Dondolino está tão entranhado no imaginário local que inspira até a invenção de lembranças. Tem veranista com idade superior ao tempo de existência do burro que garante ter montado ali quando pequeno. Maria Amélia percebe o equívoco, mas não se intromete na autoficção da freguesia, deixando os saudosos recontarem momentos que nunca existiram.

- Não mato fadinhas - diverte-se ela.

Há dois anos, João Baptista foi abordado por uma turista venezuelana interessada em levar Dondolino embora. O proprietário não quis nem ouvir a proposta. Exalando orgulho, ele anuncia:

- É o monumento mais fotografado de Capão. Esse burro ferve!

Encerrar as atividades não está nos planos da família. Ainda que a concorrência tenha aumentado muito, não há motivo para reclamar do faturamento.
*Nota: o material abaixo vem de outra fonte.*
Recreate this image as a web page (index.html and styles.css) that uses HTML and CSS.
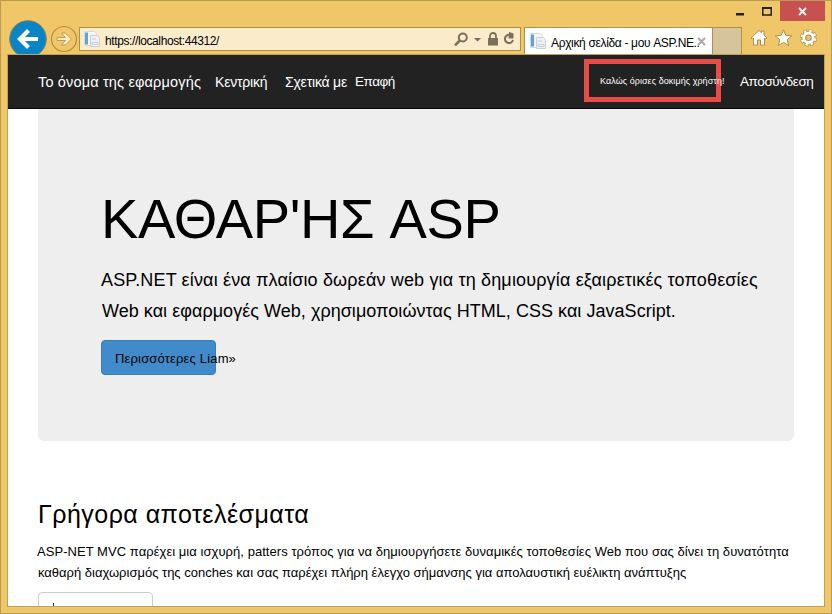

Maria Amélia afirma que a rotina de trabalho em três turnos é o que mantém o pai disposto, de cabeça boa. Volta e meia algum conhecido se surpreende com a presença de João Baptista na loja, dia e noite, sempre circulando e se certificando de que todos estão sendo atendidos, e questiona:

- Não vai te aposentar?

O idoso devolve de pronto:

- E vou fazer o quê?

Yara Salgado Barreto, 84 anos, veranista de Capão há quase oito décadas, frequenta o Longo "desde sempre". Aprecia o ambiente, sabe que vai encontrar o que procura, principalmente as calcinhas confortáveis de marca boa:

- Gosto de olhar para cá, a cada veraneio, e ver que as portas estão abertas. Tanta coisa fecha...

Os meses de alta temporada são intensos, e a loja funciona todos os dias, com o triplo de empregados. Mas nem no inverno João Baptista descansa nos finais de semana. Aos domingos, há expediente pela manhã. Depois do almoço e da sesta, um vazio se apresenta. 

- Se não tiver um futebolzinho, fico bem perdido.

Satisfeito, o dono faz as contas:

- Há 60 anos eu não sei o que é um domingo de folga.